MSC Software and MIG partner on microstructure simulation for Additive Manufacturing
September 12, 2019
MSC Software, Newport Beach, California, USA, and the Materials Innovation Guild (MIG) at the University of Louisville, Kentucky, USA, have launched a new research collaboration focused on advancing Additive Manufacturing technologies through microstructure simulation. Through the MIG, the University of Louisville assists organisations such as NASA and Boeing in the development of Additive Manufacturing programmes, as well as training future engineers in new design and production techniques.
Under the partnership, MSC Software will support the university’s on-site and distance learning by supplying software and training.

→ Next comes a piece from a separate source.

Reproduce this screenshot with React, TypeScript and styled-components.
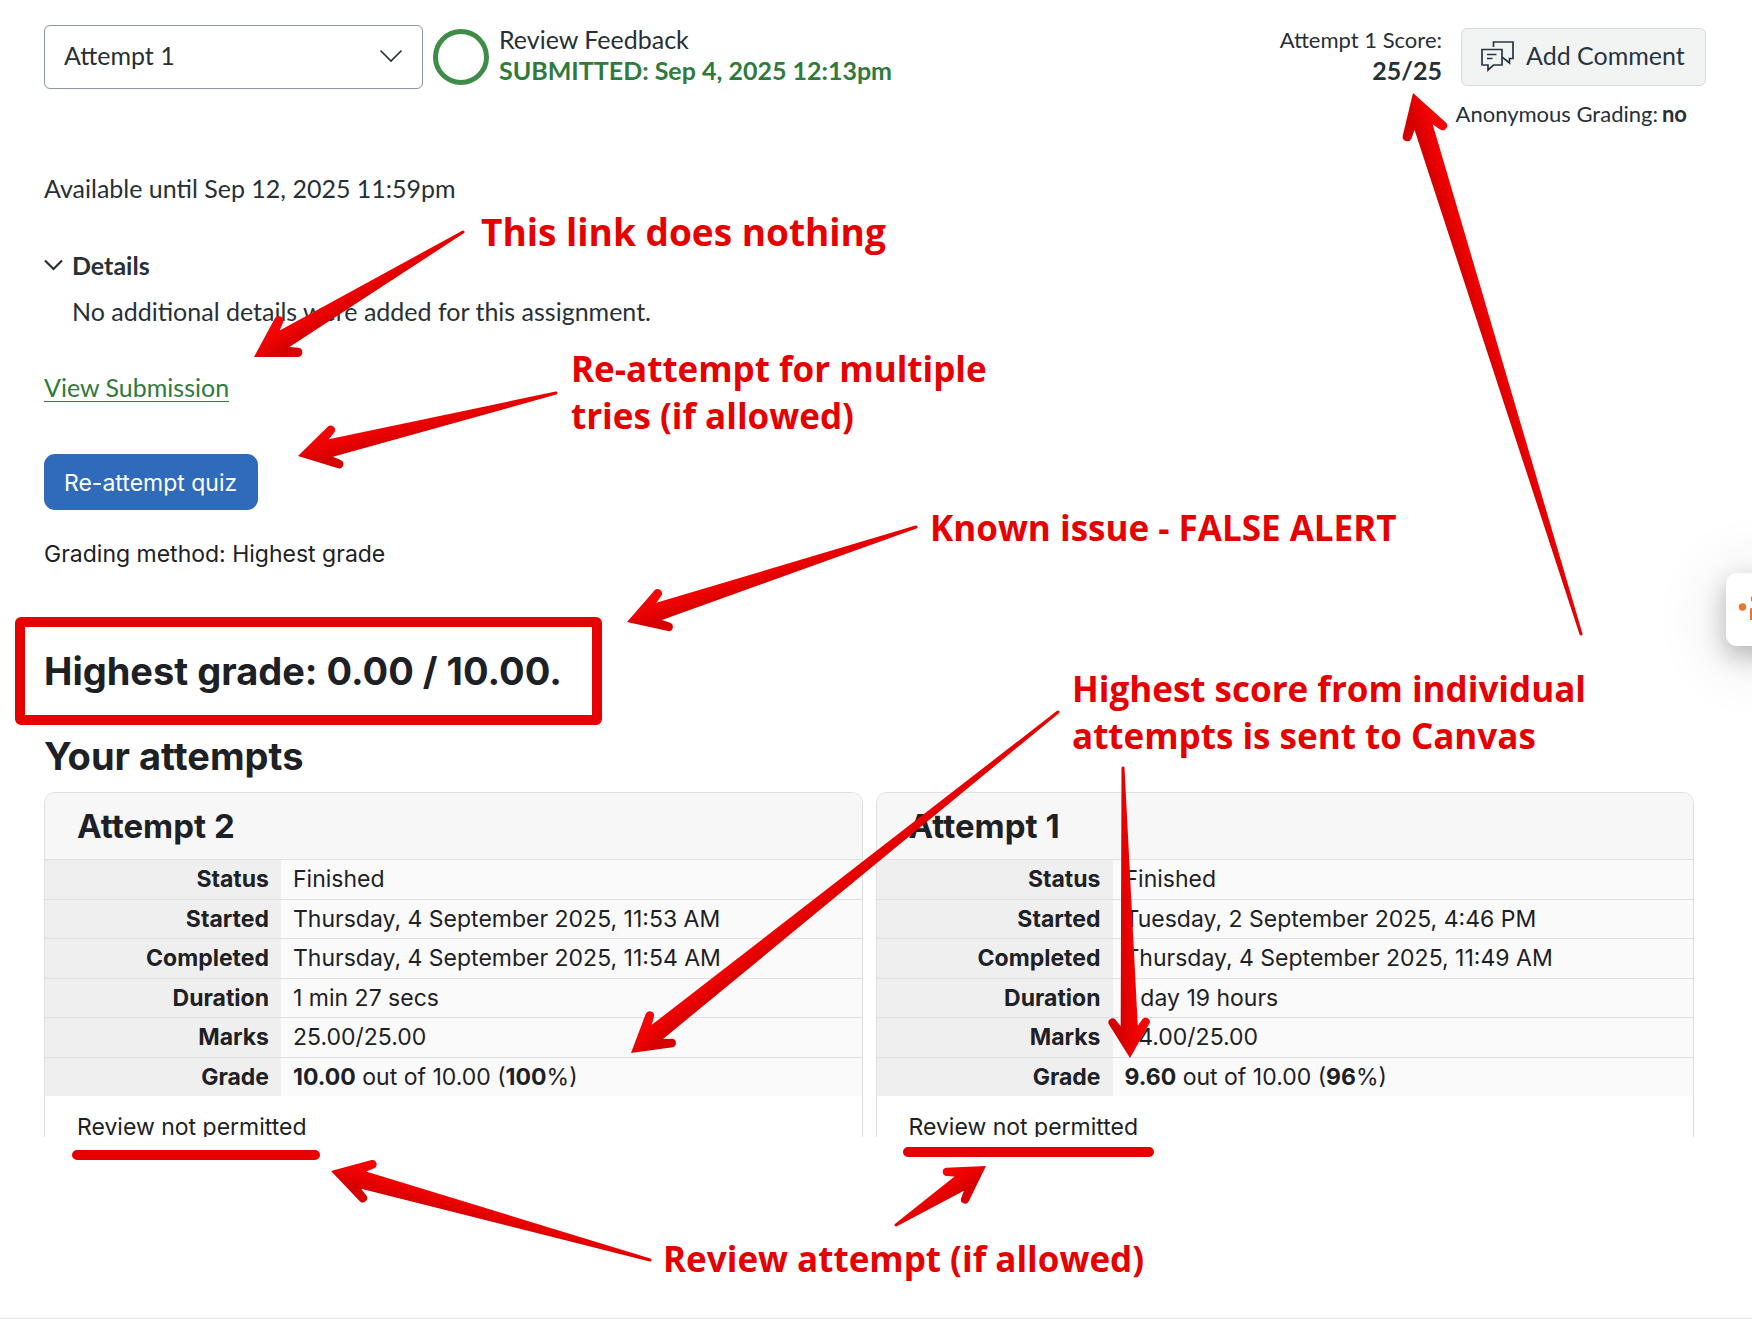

Start-ups in the university’s 3D Printing Business Incubator will also have access to MSC Software products in conjunction with education in the techno-economic aspects of AM to enhance its competitiveness in product and manufacturing design.
The consistency of material properties in new designs remains a barrier to the adoption of AM in high-performance and high-reliability applications. MIG research will use MSC Software’s Simufact and Digimat modelling and simulation platforms to understand the fundamental materials properties and microstructure in metal powders, polymers and composites, and how to exploit the relationship between materials and design in AM.
Dr Sundar Atre, Endowed Chair of Manufacturing and Materials at the MIG commented, “By integrating MSC’s Simufact and Digimat platforms into MIG’s research and teaching initiatives, I believe we will provide the opportunity to introduce new material, design and product innovations in healthcare, defence and transportation.”
The MIG is currently collaborating with NASA on a new metal Fused Filament Fabrication process which it calls MF3. MF3 will be simulated in the Digimat-AM product as part of the collaboration. Dr Kunal Kate, Assistant Professor at the University of Louisville, explained, “MF3 or similar powder-binder based 3D printing processes require post-processing steps of debinding and sintering, that are currently subject to trial-and-error experiments. Combining experimental research with the capabilities of MSC Software can develop new tools that predict 3D printed part material properties and effectively capture post debinding and sintering effects for powder-polymer based 3D printing,”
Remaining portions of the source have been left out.